The most common reason you might want to use the explicit creation function is that you can control details about the binding by passing in optional keyword parameters:

Parameter Default Purpose

:type

Number

The type of value that is expected in the variable

:default

0

The value to assign the parameter if the variable is missing or has the wrong type

:transform-fn

none

If supplied, is called with the value of the show variable, and its return value is used as the value of the parameter

:frame-dynamic

true

Whether the variable value should be looked at at every frame, or just once

As an example of using these parameters, consider:

(afterglow.effects.params/build-variable-param
  :key :type Number :default 0 :transform-fn #(* % 2))

This would cause the dynamic parameter to have a numeric value which is twice the value found in the show variable named :key.

When you use the keyword shorthand to bind to a show variable in building another dynamic parameter, the type and default are assumed from the context in which you are using the variable.

Another time when you will need to use this explicit way of building a dynamic parameter from a show variable is if the parameter holds keywords. In that case, clearly Afterglow can’t assume that a keyword is shorthand for a show variable. The :interval parameter for Afterglow’s built in oscillator-building functions, like afterglow.effects.oscillators/sine, is an example of such a parameter: It expects the value :beat, :bar, or :phrase.
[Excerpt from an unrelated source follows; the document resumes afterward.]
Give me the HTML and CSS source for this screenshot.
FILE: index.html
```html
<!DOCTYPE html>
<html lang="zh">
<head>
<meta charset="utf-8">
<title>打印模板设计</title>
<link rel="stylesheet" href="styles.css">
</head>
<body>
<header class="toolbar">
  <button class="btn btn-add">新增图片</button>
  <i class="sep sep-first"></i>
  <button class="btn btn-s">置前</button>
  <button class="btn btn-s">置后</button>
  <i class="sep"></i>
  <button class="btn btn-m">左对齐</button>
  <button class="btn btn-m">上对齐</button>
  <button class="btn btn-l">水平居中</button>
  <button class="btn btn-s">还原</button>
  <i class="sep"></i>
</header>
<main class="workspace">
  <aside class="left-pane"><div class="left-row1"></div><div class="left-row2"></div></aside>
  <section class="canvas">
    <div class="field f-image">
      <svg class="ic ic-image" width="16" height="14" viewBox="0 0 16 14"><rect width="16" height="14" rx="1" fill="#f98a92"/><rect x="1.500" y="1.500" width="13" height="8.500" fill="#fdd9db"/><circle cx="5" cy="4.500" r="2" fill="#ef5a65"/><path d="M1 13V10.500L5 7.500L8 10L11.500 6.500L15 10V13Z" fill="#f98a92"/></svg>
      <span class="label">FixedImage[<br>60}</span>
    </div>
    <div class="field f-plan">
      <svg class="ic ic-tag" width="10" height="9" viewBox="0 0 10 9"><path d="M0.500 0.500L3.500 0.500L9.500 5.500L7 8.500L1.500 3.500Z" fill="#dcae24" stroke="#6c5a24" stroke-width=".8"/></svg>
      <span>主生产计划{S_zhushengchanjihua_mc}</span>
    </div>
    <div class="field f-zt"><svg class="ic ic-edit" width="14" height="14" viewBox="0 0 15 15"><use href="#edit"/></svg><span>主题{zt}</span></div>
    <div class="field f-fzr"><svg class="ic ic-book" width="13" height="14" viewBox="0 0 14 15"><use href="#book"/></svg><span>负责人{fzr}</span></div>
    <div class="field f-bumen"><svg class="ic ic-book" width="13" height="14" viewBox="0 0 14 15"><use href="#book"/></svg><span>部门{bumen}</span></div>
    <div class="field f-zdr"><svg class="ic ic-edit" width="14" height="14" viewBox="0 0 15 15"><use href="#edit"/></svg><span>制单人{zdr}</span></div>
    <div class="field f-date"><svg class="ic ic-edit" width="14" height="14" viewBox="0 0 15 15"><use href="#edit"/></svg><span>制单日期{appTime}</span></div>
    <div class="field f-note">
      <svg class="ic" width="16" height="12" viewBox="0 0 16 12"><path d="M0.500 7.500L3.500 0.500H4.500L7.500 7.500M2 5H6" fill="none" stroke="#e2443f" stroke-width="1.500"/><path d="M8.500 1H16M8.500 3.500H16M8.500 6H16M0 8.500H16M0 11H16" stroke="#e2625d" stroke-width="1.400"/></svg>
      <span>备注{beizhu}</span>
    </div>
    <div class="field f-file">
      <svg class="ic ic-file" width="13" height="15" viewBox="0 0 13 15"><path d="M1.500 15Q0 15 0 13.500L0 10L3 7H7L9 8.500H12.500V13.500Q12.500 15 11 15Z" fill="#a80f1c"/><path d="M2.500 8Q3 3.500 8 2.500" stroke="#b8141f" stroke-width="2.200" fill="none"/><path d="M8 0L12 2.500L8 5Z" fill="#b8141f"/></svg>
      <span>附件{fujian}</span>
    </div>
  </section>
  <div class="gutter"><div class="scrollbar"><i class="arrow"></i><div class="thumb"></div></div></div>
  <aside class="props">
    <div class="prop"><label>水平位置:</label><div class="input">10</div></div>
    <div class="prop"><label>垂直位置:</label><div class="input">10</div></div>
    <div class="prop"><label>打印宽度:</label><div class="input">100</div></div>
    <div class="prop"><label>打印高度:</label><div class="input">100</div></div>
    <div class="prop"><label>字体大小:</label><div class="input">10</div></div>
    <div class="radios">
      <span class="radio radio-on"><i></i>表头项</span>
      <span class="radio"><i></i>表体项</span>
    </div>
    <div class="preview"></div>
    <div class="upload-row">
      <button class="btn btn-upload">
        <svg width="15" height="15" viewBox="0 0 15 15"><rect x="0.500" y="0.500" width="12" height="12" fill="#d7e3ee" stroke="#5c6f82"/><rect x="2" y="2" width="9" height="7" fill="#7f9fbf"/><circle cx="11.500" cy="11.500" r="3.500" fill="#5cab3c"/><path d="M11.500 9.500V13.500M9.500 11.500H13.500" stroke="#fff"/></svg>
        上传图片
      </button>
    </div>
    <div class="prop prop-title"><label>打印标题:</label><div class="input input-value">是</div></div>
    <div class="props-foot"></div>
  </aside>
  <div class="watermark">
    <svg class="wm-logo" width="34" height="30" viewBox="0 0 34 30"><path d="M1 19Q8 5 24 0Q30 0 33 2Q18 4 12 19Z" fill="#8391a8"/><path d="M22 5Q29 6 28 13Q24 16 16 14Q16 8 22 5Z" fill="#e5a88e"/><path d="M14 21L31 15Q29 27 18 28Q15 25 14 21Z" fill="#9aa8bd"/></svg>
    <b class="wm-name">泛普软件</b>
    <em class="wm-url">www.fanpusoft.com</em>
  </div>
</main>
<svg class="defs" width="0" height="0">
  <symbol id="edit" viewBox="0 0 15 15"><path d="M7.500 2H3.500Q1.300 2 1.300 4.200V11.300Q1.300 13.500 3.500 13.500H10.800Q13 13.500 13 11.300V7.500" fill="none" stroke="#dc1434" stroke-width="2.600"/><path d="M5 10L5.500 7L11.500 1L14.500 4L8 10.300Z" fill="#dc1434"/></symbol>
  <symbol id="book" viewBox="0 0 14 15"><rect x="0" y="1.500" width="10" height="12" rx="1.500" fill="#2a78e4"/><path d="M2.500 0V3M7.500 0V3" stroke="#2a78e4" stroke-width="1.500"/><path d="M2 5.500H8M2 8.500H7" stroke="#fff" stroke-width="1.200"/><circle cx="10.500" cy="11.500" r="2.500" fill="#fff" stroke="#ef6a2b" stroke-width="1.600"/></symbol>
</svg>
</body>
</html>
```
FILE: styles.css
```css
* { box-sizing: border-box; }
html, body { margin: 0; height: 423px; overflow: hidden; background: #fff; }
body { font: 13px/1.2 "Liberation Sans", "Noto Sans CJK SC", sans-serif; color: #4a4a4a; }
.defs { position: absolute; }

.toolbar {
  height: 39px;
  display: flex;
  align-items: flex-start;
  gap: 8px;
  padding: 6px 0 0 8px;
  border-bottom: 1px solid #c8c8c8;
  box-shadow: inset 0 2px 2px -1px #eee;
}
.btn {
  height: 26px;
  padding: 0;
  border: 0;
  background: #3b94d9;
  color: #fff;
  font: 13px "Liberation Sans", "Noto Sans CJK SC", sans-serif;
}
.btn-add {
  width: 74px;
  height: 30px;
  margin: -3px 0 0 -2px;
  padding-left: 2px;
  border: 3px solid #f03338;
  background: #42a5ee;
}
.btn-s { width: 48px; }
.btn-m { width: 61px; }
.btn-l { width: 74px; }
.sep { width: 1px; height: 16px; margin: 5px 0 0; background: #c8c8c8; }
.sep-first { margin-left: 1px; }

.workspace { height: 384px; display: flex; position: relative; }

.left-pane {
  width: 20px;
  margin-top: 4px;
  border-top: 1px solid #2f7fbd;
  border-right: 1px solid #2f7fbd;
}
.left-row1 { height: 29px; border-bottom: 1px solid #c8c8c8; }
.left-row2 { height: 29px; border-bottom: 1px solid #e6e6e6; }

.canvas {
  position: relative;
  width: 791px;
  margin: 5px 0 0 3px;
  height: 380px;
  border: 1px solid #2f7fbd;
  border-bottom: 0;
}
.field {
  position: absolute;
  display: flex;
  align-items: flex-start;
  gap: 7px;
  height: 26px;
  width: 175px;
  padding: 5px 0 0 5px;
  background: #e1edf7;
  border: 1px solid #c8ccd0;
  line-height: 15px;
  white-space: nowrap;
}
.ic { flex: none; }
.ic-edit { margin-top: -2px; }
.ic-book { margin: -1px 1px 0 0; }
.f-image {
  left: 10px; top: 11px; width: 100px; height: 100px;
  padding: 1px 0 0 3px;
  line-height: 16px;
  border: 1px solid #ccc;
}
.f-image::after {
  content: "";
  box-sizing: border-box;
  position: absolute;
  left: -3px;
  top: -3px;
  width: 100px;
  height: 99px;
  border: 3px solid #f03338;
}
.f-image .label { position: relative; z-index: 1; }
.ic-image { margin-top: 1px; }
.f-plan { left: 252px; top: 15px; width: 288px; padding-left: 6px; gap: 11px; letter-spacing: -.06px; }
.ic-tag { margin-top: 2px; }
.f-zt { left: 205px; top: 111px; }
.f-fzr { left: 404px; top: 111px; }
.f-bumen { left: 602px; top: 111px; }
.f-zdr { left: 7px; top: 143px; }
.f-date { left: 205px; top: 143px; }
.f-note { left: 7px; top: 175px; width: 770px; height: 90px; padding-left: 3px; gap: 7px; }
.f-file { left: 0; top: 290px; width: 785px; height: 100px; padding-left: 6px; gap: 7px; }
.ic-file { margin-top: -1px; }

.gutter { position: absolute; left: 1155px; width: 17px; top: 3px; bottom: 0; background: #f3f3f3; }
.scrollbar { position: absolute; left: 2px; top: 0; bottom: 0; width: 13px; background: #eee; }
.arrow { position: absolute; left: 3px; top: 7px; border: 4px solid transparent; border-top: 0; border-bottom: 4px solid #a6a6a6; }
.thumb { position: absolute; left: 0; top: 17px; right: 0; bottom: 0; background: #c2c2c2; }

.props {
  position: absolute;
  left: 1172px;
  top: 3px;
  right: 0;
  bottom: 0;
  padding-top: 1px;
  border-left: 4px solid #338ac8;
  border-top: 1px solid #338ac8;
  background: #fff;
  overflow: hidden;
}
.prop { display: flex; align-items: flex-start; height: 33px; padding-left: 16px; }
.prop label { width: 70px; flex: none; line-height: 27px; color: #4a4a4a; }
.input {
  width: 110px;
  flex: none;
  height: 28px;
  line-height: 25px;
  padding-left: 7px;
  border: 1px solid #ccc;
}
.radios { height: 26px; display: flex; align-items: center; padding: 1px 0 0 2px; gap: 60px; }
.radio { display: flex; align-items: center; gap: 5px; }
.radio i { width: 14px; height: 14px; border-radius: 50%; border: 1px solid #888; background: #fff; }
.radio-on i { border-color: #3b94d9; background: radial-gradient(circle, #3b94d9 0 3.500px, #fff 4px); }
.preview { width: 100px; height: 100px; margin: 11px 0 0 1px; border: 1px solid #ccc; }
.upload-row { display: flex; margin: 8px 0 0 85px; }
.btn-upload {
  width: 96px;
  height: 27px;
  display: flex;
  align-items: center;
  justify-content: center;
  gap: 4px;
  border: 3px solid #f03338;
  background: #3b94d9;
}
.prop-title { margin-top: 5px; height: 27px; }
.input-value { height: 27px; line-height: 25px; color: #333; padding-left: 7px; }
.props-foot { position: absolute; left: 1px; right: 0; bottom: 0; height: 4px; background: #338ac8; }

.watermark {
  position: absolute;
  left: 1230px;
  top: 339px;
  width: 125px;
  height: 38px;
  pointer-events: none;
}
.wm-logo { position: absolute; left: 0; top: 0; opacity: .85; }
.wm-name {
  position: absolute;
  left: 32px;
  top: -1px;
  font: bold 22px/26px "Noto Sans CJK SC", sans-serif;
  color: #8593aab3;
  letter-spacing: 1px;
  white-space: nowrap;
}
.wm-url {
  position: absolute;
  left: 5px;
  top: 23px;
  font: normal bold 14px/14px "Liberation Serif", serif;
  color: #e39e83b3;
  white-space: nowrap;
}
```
So to have an oscillator look up and use the value in the show variable :my-interval to control the interval over which it oscillates, you would write something like this:
(afterglow.effects.oscillators/sine
  :interval (afterglow.effects.params/build-variable-param
              :my-interval :type clojure.lang.Keyword :default :beat))

Oscillated Parameters

Oscillated parameters vary over time, at a speed controlled by a Metronome (usually the main show metronome, synced to DJ equipment) and so can make the lights appear to be reacting intelligently to the music being played. The timing information produced by the metronome is fed into an Oscillator, which determines the shape of the wave that controls its value, and the frequency at which it oscillates, related to beats, bars, or phrases of the underlying metronome. The resulting value can then be scaled to meet the needs of whatever is being generated (a dimmer level, color component, or light rotation). Oscillated parameters are created by calling afterglow.effects.oscillators/build-oscillated-param.
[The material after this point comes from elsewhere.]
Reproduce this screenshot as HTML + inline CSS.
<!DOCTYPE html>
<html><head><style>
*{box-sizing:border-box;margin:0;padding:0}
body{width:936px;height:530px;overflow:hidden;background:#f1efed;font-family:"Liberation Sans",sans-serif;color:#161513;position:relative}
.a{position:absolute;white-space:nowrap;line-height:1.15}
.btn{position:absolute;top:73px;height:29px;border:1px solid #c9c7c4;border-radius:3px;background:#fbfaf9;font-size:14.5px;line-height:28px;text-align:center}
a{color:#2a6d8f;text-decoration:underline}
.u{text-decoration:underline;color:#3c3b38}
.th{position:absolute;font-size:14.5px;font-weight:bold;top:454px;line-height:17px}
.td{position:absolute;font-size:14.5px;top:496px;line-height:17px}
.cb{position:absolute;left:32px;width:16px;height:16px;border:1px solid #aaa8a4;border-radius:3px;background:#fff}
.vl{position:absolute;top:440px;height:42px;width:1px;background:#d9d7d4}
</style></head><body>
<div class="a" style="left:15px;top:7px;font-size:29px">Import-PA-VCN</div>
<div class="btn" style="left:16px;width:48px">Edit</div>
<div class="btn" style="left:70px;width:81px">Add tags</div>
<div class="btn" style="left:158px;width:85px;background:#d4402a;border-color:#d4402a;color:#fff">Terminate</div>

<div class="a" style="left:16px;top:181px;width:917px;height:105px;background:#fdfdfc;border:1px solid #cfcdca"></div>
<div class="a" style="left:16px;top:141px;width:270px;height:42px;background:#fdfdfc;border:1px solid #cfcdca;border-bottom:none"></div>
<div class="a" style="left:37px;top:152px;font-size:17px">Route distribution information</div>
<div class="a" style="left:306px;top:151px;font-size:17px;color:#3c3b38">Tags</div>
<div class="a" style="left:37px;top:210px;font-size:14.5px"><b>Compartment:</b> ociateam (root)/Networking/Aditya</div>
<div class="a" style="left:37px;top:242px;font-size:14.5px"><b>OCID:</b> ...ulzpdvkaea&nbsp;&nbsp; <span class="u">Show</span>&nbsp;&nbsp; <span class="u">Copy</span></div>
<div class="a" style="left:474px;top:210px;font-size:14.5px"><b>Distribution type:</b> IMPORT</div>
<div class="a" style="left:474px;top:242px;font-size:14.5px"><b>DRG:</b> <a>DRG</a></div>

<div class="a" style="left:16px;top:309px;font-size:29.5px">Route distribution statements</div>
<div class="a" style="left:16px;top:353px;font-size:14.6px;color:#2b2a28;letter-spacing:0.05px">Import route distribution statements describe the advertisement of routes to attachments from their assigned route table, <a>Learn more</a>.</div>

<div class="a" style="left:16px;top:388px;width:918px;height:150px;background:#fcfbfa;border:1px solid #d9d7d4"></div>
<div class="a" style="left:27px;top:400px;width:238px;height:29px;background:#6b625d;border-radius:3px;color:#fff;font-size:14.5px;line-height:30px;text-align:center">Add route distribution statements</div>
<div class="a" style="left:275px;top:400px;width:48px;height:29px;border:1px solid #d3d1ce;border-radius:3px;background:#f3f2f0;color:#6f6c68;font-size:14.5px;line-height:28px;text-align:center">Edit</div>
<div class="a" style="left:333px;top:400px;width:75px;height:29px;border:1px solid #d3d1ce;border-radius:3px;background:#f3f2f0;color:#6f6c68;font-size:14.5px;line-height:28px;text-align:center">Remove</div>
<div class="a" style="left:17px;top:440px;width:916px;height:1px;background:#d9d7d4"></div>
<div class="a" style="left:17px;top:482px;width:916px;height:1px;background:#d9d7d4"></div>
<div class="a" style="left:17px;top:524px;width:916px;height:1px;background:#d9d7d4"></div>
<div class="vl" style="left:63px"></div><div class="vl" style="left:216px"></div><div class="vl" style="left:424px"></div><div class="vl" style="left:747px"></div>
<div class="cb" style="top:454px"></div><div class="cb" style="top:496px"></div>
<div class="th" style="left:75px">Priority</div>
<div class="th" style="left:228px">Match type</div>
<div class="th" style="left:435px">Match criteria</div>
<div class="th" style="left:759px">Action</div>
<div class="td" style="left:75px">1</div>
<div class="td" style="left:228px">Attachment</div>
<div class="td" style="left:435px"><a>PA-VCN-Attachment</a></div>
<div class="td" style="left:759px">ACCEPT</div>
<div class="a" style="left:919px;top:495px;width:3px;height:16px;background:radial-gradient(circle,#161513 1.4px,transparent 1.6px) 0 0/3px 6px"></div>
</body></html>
(afterglow.effects.oscillators/build-oscillated-param oscillator)

The oscillator parameter is an Oscillator created by one of the functions in afterglow.effects.oscillators which, as described above, determines how to react to the time information provided by the metronome. Additionally, you can supply one of the following optional keyword parameters:

Parameter Default Purpose

:min

0

The smallest value that the oscillated parameter will be assigned

:max

255

The largest value that the oscillated parameter will be assigned

:metronome

none

If supplied, is used instead of the main show metronome

:frame-dynamic

true

Whether the parameter should be calculated at every frame, or just once

The keyword parameters :min, :max, and :metronome can themselves be bound to show variables by passing in the keyword with which the show variable was created. The frame-dynamic setting of such variable bindings will be controlled by the frame-dynamic setting of the oscillated parameter being created.

If :min ever evaluates greater than or equal to :max, the oscillator will be pinned to the value of :min.

Step Parameters

Like oscillated parameters (above), step parameters vary over time, at a speed controlled by a Metronome (usually the main show metronome, synced to DJ equipment). But rather than moving back and forth, step parameters increase steadily over time, because they are designed to control the progression of a chase. Step parameters are created by calling afterglow.effects.params/build-step-param.
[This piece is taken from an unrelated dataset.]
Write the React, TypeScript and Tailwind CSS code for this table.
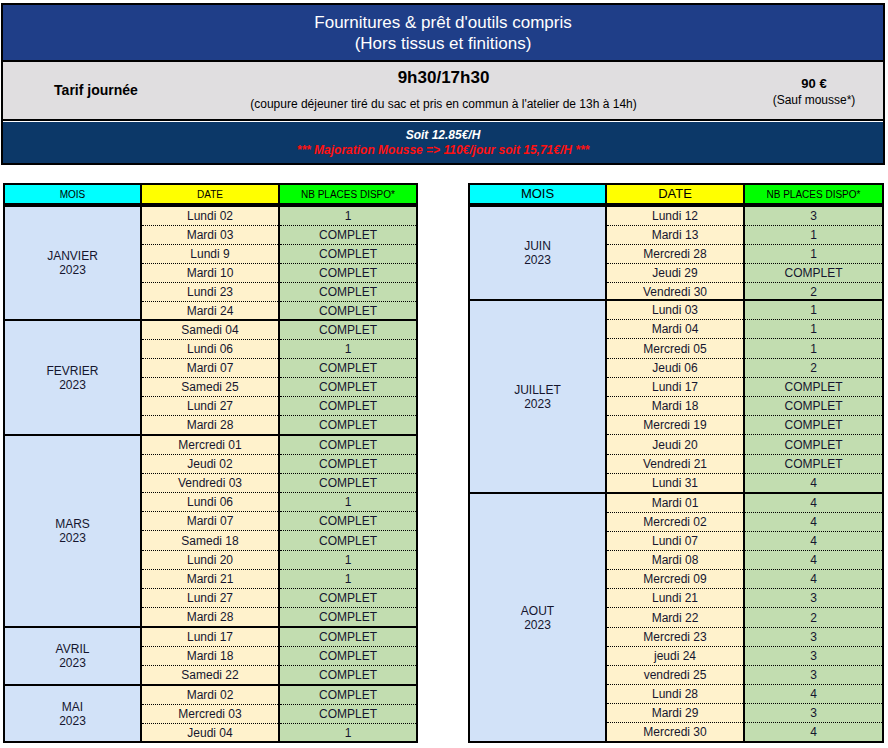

(afterglow.effects.params/build-step-param)

With no arguments, this creates a step parameter that starts out with the value 1 for the duration of the beat closest to when you created it, and the value will jump up by one as each subsequent beat occurs:

Default Step Parameter

If a less-abrupt transition between stages in the chase is desired, a fade can be added between them by passing a value with the optional keyword argument :fade-fraction. When omitted, the default value is 0, meaning no time is spent fading, which results in the kind of abrupt steps seen in the graph above. Passing a value of 0.2 would cause the parameter to spend 1/5 of its time fading: During the final 0.1 of the beat, it would ramp up towards the midpoint of the next value, and then finish that ramp during the first 0.1 of the next beat, as shown in the following graph:

(afterglow.effects.params/build-step-param :fade-fraction 0.2)
Step Parameter with fade fraction 0.2

The graph shows that most of each beat is spent with the step parameter steady at its expected value, but the first and last tenths are a linear fade from and to the next value. Changing the fade fraction to 0.5 causes half the time to be spent fading, and only half sitting at the beat’s assigned value:

(afterglow.effects.params/build-step-param :fade-fraction 0.5)
Step Parameter with fade fraction 0.5

That trend continues until the maximum possible fade-fraction value of 1 is used, which causes all of each beat to be spent fading, so the step parameter continuously fades through values, reaching the value assigned to a given beat at the midpoint of that beat:

(afterglow.effects.params/build-step-param :fade-fraction 1)
Step Parameter with fade fraction 1

In addition to linear fades, you can smooth out the start and end of the fades by using a sine-shaped fade curve, by passing the optional keyword argument :fade-curve with the value :sine. Here is what that looks like with a continuous fade:

(afterglow.effects.params/build-step-param :fade-curve :sine :fade-fraction 1)
Step Parameter with sine curve and fade fraction 1

The smoothing effect of the sine curve option becomes even more evident when you configure the step parameter to fade for only part of the beat:

(afterglow.effects.params/build-step-param :fade-curve :sine :fade-fraction 0.5)
Step Parameter with sine curve and fade fraction 0.5

Of course, as the amount of time spent fading gets compressed, the smoothing is less obvious, although it is still there. Dropping back to fading over just the first and last tenth of the beat looks like this:

(afterglow.effects.params/build-step-param :fade-curve :sine :fade-fraction 0.2)
Step Parameter with sine curve and fade fraction 0.2

When the fade fraction is 0, it does not matter what the fade curve is, because no fading takes place.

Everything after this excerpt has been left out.